▶ What is asked: Select lines where the word "React" appears.
━━ Data supplied ━━
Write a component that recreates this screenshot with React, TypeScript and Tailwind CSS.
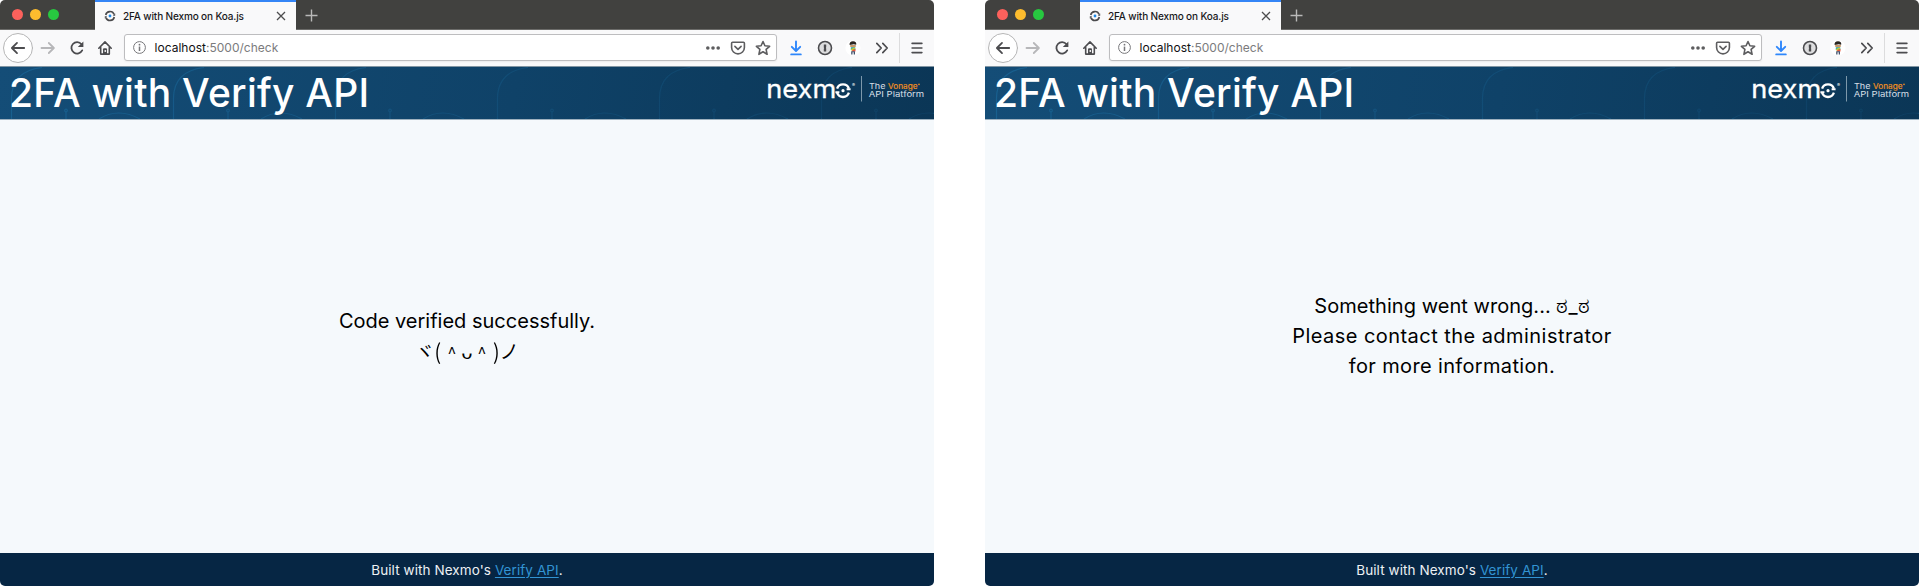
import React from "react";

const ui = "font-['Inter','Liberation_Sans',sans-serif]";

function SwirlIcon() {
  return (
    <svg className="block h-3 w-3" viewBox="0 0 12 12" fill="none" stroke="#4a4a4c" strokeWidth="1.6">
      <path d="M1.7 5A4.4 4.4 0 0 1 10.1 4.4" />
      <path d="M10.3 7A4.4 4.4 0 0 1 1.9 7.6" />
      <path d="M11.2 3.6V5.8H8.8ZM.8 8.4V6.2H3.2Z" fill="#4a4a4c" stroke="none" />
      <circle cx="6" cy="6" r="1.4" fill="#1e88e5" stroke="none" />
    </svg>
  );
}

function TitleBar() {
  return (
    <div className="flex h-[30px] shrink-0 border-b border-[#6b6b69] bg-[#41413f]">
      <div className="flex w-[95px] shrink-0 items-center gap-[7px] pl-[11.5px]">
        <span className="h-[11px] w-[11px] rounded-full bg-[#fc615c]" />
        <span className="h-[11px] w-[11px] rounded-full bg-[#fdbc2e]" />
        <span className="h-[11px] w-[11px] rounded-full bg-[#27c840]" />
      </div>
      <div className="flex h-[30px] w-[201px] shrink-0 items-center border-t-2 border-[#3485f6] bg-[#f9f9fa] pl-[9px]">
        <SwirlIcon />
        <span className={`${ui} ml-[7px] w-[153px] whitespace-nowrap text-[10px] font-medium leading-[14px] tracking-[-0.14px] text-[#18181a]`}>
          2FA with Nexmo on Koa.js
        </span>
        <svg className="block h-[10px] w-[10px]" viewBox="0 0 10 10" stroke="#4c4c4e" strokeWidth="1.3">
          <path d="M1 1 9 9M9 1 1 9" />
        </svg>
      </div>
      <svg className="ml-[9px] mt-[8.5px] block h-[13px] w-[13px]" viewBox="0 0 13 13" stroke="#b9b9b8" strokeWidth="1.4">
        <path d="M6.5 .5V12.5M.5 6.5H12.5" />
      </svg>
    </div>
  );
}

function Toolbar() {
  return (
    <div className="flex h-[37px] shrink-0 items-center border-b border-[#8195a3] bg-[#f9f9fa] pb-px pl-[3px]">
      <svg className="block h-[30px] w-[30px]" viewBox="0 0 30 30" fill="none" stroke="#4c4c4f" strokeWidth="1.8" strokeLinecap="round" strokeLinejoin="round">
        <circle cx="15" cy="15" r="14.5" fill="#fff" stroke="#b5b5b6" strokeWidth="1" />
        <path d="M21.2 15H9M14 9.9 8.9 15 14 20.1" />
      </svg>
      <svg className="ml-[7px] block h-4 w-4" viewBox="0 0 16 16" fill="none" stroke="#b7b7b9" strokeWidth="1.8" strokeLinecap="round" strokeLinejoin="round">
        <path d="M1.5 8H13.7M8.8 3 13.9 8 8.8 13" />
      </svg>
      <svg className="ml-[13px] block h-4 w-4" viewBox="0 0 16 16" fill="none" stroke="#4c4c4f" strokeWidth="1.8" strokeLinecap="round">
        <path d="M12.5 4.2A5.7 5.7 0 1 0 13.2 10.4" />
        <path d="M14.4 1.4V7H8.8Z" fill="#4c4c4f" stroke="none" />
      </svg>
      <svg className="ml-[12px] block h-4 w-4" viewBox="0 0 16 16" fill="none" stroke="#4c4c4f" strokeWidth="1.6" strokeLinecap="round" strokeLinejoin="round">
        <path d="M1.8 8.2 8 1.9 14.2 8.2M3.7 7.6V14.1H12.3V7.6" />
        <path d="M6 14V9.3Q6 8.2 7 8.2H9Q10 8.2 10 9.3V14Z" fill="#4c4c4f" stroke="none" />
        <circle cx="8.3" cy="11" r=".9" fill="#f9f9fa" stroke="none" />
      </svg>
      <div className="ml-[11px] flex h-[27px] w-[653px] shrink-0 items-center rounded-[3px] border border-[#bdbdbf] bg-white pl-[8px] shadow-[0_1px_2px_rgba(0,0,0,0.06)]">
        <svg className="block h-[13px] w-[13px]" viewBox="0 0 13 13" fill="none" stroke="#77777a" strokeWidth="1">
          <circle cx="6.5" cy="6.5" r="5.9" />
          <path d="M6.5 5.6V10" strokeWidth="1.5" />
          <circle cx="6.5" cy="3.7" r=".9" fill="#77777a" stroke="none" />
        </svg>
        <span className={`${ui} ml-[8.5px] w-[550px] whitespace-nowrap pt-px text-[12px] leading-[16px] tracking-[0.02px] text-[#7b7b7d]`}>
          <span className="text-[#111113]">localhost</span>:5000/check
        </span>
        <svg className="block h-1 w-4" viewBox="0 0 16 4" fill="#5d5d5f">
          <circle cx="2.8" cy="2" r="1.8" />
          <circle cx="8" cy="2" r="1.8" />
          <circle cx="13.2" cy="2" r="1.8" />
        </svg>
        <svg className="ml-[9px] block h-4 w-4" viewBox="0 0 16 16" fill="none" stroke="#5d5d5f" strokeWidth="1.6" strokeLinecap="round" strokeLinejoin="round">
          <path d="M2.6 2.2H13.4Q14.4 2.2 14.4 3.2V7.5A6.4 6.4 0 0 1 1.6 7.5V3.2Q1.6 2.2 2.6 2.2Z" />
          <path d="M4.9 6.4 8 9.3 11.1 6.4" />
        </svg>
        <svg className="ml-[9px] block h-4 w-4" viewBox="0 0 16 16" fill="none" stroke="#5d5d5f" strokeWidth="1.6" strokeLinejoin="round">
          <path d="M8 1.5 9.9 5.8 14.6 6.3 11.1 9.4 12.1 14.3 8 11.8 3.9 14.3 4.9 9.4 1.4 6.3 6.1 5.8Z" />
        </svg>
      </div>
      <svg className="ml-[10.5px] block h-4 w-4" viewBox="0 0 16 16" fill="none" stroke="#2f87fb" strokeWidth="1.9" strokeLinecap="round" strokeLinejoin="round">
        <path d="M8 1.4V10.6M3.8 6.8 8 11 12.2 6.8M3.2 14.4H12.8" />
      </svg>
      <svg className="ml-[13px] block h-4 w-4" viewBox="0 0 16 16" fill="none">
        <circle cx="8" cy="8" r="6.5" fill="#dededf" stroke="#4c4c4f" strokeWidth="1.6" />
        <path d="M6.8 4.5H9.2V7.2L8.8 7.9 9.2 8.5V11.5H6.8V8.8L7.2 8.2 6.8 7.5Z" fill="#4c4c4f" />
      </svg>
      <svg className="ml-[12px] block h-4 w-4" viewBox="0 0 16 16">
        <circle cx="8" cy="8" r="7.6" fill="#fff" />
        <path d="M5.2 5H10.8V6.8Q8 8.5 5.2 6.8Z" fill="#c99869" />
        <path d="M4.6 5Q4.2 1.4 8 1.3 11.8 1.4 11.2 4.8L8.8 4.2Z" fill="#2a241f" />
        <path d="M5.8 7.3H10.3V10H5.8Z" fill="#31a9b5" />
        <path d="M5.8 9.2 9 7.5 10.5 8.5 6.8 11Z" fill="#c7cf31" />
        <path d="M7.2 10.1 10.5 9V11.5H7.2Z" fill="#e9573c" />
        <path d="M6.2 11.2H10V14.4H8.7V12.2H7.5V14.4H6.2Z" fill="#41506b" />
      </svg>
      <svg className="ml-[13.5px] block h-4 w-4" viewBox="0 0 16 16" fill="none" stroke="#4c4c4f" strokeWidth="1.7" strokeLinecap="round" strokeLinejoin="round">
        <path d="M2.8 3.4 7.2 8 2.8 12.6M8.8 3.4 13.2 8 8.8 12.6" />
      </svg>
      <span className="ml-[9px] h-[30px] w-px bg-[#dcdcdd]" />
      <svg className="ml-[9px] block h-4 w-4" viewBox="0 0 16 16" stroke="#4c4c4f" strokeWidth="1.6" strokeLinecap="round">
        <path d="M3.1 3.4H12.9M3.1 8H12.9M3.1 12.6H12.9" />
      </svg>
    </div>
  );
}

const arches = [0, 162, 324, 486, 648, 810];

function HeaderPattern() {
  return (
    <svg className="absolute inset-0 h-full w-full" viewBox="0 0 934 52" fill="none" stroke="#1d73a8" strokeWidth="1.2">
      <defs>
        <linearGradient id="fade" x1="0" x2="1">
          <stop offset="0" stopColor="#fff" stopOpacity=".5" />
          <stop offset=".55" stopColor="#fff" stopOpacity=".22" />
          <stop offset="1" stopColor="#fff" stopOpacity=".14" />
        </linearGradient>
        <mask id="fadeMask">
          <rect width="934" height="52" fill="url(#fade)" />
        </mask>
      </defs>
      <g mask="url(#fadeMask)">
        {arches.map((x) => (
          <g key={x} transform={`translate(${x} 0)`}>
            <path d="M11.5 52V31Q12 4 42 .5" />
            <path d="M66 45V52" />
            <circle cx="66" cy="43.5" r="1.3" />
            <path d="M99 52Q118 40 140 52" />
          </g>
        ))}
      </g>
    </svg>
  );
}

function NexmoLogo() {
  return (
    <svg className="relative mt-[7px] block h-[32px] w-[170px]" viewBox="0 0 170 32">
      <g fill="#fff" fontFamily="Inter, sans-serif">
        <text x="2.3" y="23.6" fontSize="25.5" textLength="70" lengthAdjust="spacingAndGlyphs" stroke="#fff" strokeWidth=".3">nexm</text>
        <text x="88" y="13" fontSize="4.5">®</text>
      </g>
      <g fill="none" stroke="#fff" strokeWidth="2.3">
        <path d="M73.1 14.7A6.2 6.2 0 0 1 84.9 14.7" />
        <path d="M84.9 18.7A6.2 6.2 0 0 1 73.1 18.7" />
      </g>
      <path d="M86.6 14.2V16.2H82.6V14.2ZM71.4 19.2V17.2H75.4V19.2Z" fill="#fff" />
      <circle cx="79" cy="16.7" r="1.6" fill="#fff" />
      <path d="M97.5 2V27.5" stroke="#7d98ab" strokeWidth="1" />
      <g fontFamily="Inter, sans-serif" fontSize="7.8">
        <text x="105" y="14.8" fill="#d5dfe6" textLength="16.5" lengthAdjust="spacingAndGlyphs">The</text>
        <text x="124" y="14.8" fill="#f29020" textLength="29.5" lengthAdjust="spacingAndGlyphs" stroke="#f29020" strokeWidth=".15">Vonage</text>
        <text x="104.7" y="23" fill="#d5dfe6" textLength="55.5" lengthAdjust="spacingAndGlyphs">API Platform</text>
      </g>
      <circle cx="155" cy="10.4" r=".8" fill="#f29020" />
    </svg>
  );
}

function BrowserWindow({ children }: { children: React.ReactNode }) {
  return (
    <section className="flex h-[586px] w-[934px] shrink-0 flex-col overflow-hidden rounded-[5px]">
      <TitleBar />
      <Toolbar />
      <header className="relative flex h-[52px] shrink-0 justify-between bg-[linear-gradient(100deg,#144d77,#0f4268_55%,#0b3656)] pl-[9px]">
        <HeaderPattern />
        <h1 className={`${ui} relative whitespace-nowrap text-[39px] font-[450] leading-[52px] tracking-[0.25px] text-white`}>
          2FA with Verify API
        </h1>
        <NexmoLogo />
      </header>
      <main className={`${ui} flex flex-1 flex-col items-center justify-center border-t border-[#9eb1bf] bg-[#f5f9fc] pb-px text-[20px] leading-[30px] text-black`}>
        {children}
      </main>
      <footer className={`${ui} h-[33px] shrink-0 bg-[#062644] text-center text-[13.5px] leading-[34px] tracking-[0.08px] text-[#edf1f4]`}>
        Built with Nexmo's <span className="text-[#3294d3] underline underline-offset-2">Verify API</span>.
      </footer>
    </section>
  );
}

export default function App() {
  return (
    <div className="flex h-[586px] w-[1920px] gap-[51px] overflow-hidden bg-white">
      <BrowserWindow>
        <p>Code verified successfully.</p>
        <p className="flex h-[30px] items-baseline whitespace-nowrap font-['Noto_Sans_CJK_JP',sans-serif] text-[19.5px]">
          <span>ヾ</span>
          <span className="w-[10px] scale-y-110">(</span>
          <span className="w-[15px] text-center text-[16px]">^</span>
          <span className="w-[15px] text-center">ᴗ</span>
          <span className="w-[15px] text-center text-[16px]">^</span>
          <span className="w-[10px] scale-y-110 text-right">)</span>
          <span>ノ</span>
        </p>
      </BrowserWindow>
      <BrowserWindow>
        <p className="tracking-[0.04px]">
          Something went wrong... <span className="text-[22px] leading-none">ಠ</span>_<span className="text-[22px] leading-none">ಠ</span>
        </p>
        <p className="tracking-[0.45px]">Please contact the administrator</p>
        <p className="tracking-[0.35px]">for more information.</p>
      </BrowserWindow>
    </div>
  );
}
━━━
━━ Data supplied ━━
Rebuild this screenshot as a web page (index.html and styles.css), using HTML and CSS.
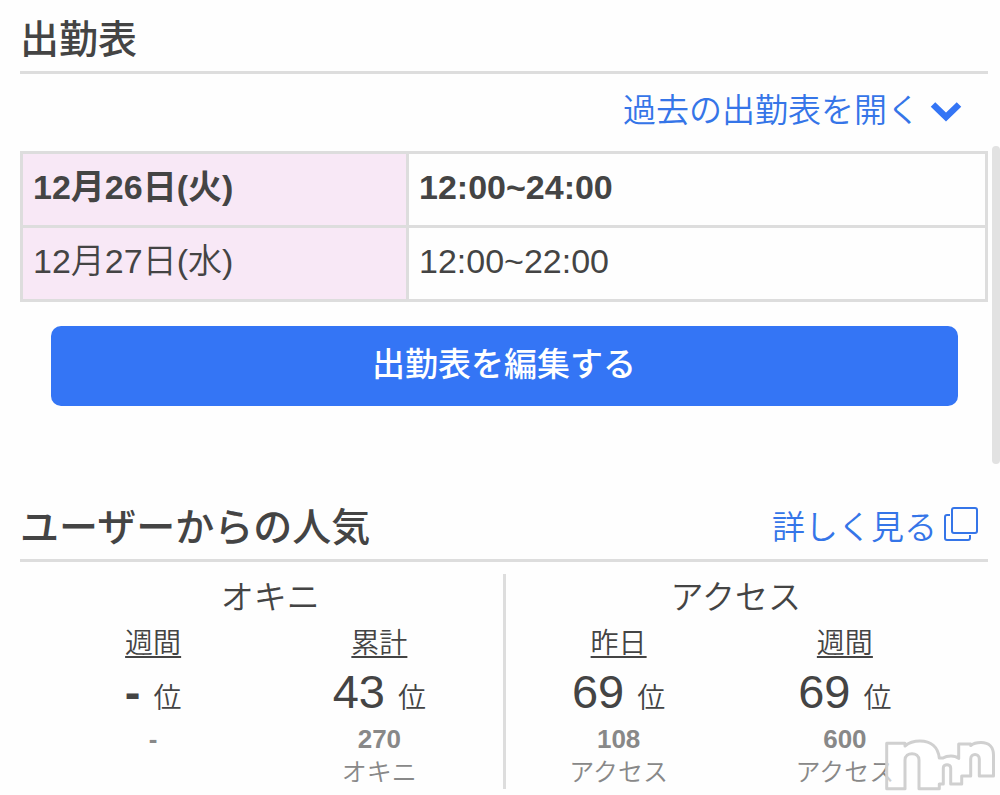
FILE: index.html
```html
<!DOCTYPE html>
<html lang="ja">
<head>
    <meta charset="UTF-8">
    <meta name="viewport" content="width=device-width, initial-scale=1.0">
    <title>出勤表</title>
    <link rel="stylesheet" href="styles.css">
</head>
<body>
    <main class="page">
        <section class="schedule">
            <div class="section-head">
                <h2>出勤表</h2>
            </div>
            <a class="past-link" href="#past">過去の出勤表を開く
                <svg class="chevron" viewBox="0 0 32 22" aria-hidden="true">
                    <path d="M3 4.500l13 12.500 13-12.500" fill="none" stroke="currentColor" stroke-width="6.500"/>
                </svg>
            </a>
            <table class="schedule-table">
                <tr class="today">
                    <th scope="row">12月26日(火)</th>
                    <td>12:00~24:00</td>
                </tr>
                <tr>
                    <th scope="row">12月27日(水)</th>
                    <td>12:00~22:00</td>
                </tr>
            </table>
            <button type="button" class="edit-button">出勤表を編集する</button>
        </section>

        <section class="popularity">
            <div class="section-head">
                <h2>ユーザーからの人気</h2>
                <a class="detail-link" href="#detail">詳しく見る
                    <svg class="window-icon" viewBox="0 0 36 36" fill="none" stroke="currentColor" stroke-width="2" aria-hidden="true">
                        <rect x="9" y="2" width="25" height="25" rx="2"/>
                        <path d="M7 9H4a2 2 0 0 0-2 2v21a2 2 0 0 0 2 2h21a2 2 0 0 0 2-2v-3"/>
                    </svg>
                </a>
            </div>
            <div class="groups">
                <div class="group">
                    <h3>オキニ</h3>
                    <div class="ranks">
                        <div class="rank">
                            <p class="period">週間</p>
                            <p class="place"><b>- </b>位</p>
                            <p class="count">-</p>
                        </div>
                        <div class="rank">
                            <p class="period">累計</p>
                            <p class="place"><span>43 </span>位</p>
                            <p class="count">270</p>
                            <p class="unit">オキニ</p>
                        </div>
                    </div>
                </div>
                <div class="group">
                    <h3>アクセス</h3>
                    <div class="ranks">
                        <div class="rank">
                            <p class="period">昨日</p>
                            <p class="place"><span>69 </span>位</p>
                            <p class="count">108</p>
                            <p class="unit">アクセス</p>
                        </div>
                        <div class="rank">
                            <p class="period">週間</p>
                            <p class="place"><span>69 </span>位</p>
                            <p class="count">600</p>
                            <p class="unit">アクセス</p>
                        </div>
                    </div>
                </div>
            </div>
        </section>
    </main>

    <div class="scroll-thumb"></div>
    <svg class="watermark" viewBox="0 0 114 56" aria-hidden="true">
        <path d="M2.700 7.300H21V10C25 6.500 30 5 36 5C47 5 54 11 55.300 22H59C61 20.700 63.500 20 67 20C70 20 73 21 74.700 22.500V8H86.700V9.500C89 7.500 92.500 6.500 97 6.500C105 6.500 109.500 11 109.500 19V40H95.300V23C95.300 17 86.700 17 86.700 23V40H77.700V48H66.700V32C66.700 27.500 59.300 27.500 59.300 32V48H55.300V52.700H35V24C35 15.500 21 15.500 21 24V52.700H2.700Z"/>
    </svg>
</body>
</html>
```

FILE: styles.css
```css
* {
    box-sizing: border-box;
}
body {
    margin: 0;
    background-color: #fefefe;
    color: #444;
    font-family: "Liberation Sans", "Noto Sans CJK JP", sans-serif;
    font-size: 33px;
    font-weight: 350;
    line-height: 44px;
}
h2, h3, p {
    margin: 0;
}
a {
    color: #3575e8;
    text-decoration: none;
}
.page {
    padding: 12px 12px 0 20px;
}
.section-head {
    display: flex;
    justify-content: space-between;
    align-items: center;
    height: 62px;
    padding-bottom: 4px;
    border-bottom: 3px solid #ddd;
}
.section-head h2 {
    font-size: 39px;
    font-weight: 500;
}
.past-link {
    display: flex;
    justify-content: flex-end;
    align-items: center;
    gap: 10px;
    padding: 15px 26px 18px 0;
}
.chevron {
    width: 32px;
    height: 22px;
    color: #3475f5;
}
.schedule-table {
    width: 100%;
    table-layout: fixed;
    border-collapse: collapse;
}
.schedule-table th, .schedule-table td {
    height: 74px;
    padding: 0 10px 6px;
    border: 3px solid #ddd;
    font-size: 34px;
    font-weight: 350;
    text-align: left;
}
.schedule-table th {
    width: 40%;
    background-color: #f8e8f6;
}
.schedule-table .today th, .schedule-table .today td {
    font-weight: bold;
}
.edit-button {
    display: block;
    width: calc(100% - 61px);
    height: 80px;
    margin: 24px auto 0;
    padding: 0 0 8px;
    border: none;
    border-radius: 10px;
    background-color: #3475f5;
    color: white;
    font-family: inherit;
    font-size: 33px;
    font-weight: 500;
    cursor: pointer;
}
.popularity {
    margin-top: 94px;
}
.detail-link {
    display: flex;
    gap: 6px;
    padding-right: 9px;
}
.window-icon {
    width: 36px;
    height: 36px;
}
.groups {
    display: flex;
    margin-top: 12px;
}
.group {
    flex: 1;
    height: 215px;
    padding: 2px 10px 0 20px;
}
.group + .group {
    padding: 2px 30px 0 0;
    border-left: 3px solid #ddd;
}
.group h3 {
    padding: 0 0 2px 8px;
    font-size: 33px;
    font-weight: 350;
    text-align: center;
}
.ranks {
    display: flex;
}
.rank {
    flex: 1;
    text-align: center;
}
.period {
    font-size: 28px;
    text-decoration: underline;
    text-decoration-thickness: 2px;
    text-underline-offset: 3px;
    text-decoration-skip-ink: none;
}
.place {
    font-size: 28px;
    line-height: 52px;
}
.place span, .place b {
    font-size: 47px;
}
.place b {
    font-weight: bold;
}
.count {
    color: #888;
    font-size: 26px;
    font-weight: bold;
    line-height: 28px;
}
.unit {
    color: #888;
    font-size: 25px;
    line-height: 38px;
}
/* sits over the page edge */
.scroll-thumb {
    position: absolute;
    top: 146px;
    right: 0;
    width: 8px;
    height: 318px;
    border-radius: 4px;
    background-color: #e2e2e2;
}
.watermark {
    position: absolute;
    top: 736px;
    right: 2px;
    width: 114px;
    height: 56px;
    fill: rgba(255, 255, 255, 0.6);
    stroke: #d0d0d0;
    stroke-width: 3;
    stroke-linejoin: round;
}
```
━━━
▶ Solved exercise:
Write a component that recreates this screenshot with React, TypeScript and Tailwind CSS.
import React from "react";
function BrowserWindow({ children }: { children: React.ReactNode }) {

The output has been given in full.